Demi ketahanan ekonomi, perusahaan minyak nasional seharusnya dibentuk berdasarkan prinsip: hak atas sumber-sumber minyak dan mineral, hak-hak ekonomis (hak mengelola, memproduksi, dan mengalokasikan hasil produksi), memperoleh imbal balik yang lebih besar dari produksi minyak dan gas.
Sesuatu yang terbatas pasti akan habis jika dikonsumsi terus- menerus dan ketergantungan akan menciptakan perhambaan.
Cadangan tipis
Saat ini cadangan minyak Indonesia diperkirakan hanya cukup untuk 10-15 tahun ke depan. Kelangkaan akan minyak dan gas bumi adalah keniscayaan. Mereka yang tidak memiliki sumber energi akan hidup bergantung kepada negara lain. Saat itu terjadi, tidak perlu lagi bicara kedaulatan negara.
Jika demikian proyeksinya, seluruh pengetahuan harus dimaksimalkan untuk mengantisipasi apa yang akan terjadi di masa mendatang. Tepat kiranya langkah strategis Pertamina yang mengincar ladang-ladang minyak di luar negeri. Termasuk pula percepatan pembangunan pengolahan minyak bumi menjadi minyak siap pakai (oil refinery) di dalam negeri. Optimismenya, pada 2015 Indonesia akan berhenti menjadi importir minyak.
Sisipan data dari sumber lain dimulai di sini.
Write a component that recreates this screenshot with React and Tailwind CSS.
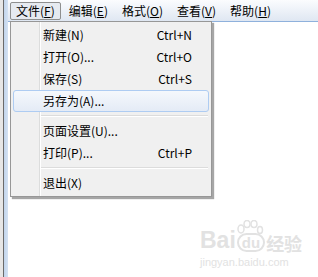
const menus = [
  { label: '文件', key: 'F', open: true },
  { label: '编辑', key: 'E' },
  { label: '格式', key: 'O' },
  { label: '查看', key: 'V' },
  { label: '帮助', key: 'H' },
];

const items = [
  { label: '新建(N)', shortcut: 'Ctrl+N' },
  { label: '打开(O)...', shortcut: 'Ctrl+O' },
  { label: '保存(S)', shortcut: 'Ctrl+S' },
  { label: '另存为(A)...', active: true },
  { sep: true },
  { label: '页面设置(U)...' },
  { label: '打印(P)...', shortcut: 'Ctrl+P' },
  { sep: true },
  { label: '退出(X)' },
];

const font = { fontFamily: '"Noto Sans CJK SC", "Noto Sans", sans-serif' };
const latin = { fontFamily: 'Arial, "Liberation Sans", sans-serif' };

function MenuBar() {
  return (
    <div className="h-[22px] flex items-center pl-[2px] gap-[2px] bg-gradient-to-b from-[#fbfcfe] to-[#dfe7f2] border-b border-[#8fb1dc] text-[12px] text-black">
      {menus.map((m) => (
        <div
          key={m.label}
          className={`h-[18px] px-[5px] flex items-center rounded-[2px] border ${
            m.open ? 'border-[#8e8f8f] bg-[#e6eaf0]' : 'border-transparent'
          }`}
        >
          {m.label}(<span className="underline">{m.key}</span>)
        </div>
      ))}
    </div>
  );
}

function Dropdown() {
  return (
    <div className="absolute left-[2px] top-[21px] w-[202px] bg-[#f0f0f0] border border-[#979797] shadow-[2px_2px_1px_rgba(0,0,0,0.35)] py-[2px] text-[12px] text-black">
      <div className="absolute left-[28px] top-0 bottom-0 flex">
        <div className="w-px bg-[#dcdddd]" />
        <div className="w-px bg-white" />
      </div>
      {items.map((it, i) =>
        it.sep ? (
          <div key={i} className="h-[8px] flex items-center">
            <div className="w-[30px] shrink-0" />
            <div className="flex-1 mr-[3px] flex flex-col">
              <div className="h-px bg-[#dcdcdc]" />
              <div className="h-px bg-white" />
            </div>
          </div>
        ) : (
          <div key={i} className="px-[2px] relative">
            <div
              className={`h-[22px] flex items-center rounded-[3px] border ${
                it.active
                  ? 'border-[#aeccf2] bg-gradient-to-b from-[#f5f8fc] to-[#e4ebf6]'
                  : 'border-transparent'
              }`}
            >
              <div className="w-[29px] shrink-0" />
              <span className="flex-1">{it.label}</span>
              {it.shortcut && <span className="mr-[16px]">{it.shortcut}</span>}
            </div>
          </div>
        )
      )}
    </div>
  );
}

function Watermark() {
  return (
    <div className="absolute left-[192px] top-[229px] text-[#e2e2e2] select-none">
      <div className="flex items-end leading-none">
        <span className="text-[23px] font-bold" style={latin}>Bai</span>
        <span className="relative mx-[1px]">
          <svg width="30" height="26" viewBox="0 0 30 26" className="absolute left-[-2px] top-[-13px]">
            <g fill="none" stroke="#e2e2e2" strokeWidth="1.5">
              <ellipse cx="6" cy="9" rx="3" ry="4" />
              <ellipse cx="12" cy="4" rx="3" ry="3.5" />
              <ellipse cx="19" cy="4" rx="3" ry="3.5" />
              <ellipse cx="25" cy="10" rx="2.5" ry="3.5" />
            </g>
          </svg>
          <span className="text-[15px] font-bold border-2 border-[#e2e2e2] rounded-full px-[3px] inline-block" style={latin}>du</span>
        </span>
        <span className="text-[18px] font-bold" style={font}>经验</span>
      </div>
      <div className="text-[11px] mt-[5px] leading-none" style={latin}>jingyan.baidu.com</div>
    </div>
  );
}

export default function App() {
  return (
    <div className="w-[318px] h-[277px] flex bg-white overflow-hidden" style={font}>
      <div className="w-[3px] bg-[#e6e6e6]" />
      <div className="w-px bg-[#6a6a6a]" />
      <div className="w-[4px] bg-gradient-to-r from-[#c2d5ec] to-[#d4e2f3]" />
      <div className="flex-1 flex flex-col relative">
        <MenuBar />
        <div className="flex-1 bg-white" />
        <Dropdown />
        <Watermark />
      </div>
    </div>
  );
}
Peluang inovasi dan uji coba sumber energi yang baru juga harus dimulai. Sebab, akan terjadi pergeseran konsumsi energi di masa depan. Penelitian dan pengembangan akan sumber energi yang baru harus mendapat dukungan karena akan menyelamatkan ketahanan nasional di masa depan.
Kebutuhan akan sumber energi adalah keniscayaan lain dari peradaban manusia. Akan tetapi, sukar membayangkan visi kepentingan nasional dari elite politik dan pejabat publik yang terimpit dari dua lempeng budaya di atas, seperti yang semakin sering kita lihat dan dengar. Dalam hal ini, tampaknya perlu generasi baru yang imajinasinya melewati horizon budaya saat ini, seperti semangat Sumpah Pemuda yang melihat jauh ke depan, melampaui batas kesukuan mereka.
Salah seorang pembicara menyatakan: zaman batu hilang bukan karena batunya habis, zaman perunggu lenyap bukan karena perunggunya tiada, demikian pula halnya era minyak bumi. Ia akan berlalu karena daya kreasi generasi sekarang mampu menciptakan sumber energi lain. Sumber energi yang lebih baik dan berkelanjutan bagi bangsa Indonesia.